Na Espanha, o Chelsea –novo-rico de tradição enormemente menor– demonstrou volúpia na defesa do título de 2021 e surpreendeu, abrindo 3 a 0. De novo, já no final do jogo, o Madrid estava nas cordas. Marcou, com o brasileiro Rodrygo, e forçou a prorrogação, na qual apareceu outra vez Benzema, forte candidato a melhor do mundo em 2022.
Dessa maneira, quando o Real se viu frente a frente com outro novo-rico, o talentoso Manchester City do aclamado técnico Pep Guardiola, antes mesmo do confronto, um dos assuntos já era a diferença no peso das camisas. E o técnico madridista, o multicampeão Carlo Ancelotti, apontou que esse não era um fator apenas de terror no adversário mas especialmente de confiança nos próprios atletas de branco.
“A história que o Real Madrid tem nesta competição conta muito mais para nós do que para os rivais. Essa história ajuda os jogadores a sentir o peso desta camisa. Um peso que é positivo, não negativo”, disse o treinador italiano.
Em Manchester, sua equipe esteve três vezes atrás no marcador por dois gols de diferença. A derrota por 4 a 3, novamente, foi vista como algo positivo diante do que se viu em campo.
Em Madri, na partida de volta, a camisa teve sua melhor atuação.
O Manchester City fez 1 a 0 já aos 28 minutos do segundo tempo. E construiu chances claríssimas de marcar mais gols. Em uma delas, o goleiro Courtois foi batido por Grealish. Mas alguém vestido com a camisa do Real Madrid –Mendy, ainda que o nome impresso no uniforme fosse um detalhe– apareceu em cima da linha para evitar o pior.
Ainda assim, sobreviver era quase impossível. Então, Rodrygo marcou aos 45 e aos 46 minutos, forçando nova prorrogação. Ali, humilhada, a camisa do City apenas aguardou o golpe final da camisa rival, desferido com o auxílio de Benzema.
“O peso da camisa e o orgulho do clube também jogam”, vibrou Ancelotti, ciente de que o mérito do triunfo não era propriamente seu.
É verdade que havia gente talentosa vestindo o uniforme. Mas o Real Madrid, em momento de dificuldade financeira enquanto reforma seu estádio e em guerra política com a Uefa, a entidade que organiza o futebol europeu, não iniciou a Champions como favorito.
Mesmo na decisão, após toda a saga da campanha, a análise puramente técnica e tática apontava o Liverpool, de Jürgen Klopp, como o lado superior. E o que se viu em campo em quase todo o primeiro tempo foi justamente isso.
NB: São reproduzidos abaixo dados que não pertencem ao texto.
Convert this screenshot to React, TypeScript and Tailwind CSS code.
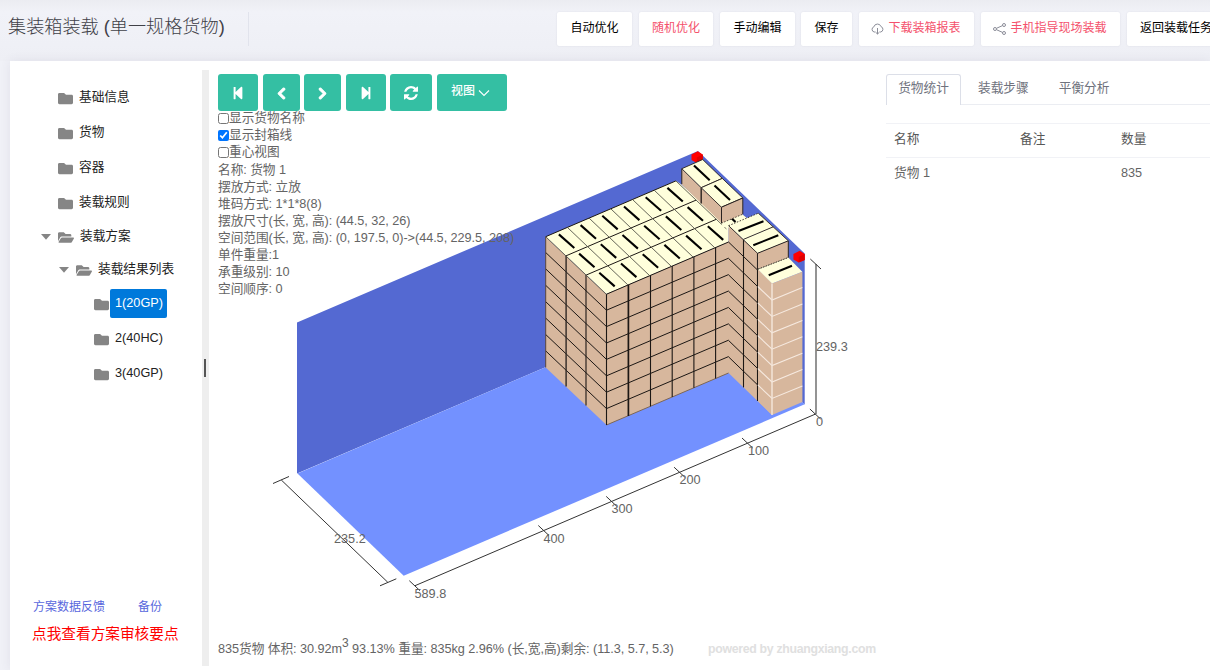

Courtois precisou fazer várias defesas difíceis, e contar também com a trave em uma delas, para manter o placar zerado.
Do outro lado, praticamente na primeira chegada, aos 43 minutos, Benzema balançou a rede. O lance foi invalidado, por impedimento, após longa revisão em vídeo, mas estava dado o recado de que o Real, mesmo com toda a dificuldade no jogo, era o Real.
Na etapa final, quando o Liverpool tentava novamente estabelecer uma pressão –mas, desgastado, sem a mesma força–, Valverde conseguiu avançar pelo lado direito com alguma liberdade. Após o chute cruzado, aos 14, Vinicius Junior apareceu nas costas de Alexander-Arnold para completar.
Os comandados de Klopp buscaram o ataque até o final. Quando superavam os jogadores de linha, paravam em Courtois, em mais uma atuação excepcional, com o uniforme que saiu vitorioso de suas últimas sete aparições na decisão do campeonato europeu.
O hiperbólico Nelson Rodrigues, torcedor do Fluminense, previu que chegaria o dia em que o Flamengo não precisaria “de jogadores, nem de técnicos, nem de nada”. Bastaria “a camisa, aberta no arco”. “Diante do furor impotente do adversário”, ela seria “uma bastilha inexpugnável”.
O Real Madrid, claro, precisou de Courtois, Rodrygo, Benzema e Vinicius Junior. Precisou do ótimo gerenciamento de elenco de Carlo Ancelotti. Mas nenhum deles tem dúvida sobre o grande responsável pela conquista.
“Como resistir a uma camisa que tem suor próprio, que transpira sozinha, que arqueja, e soluça, e chora?”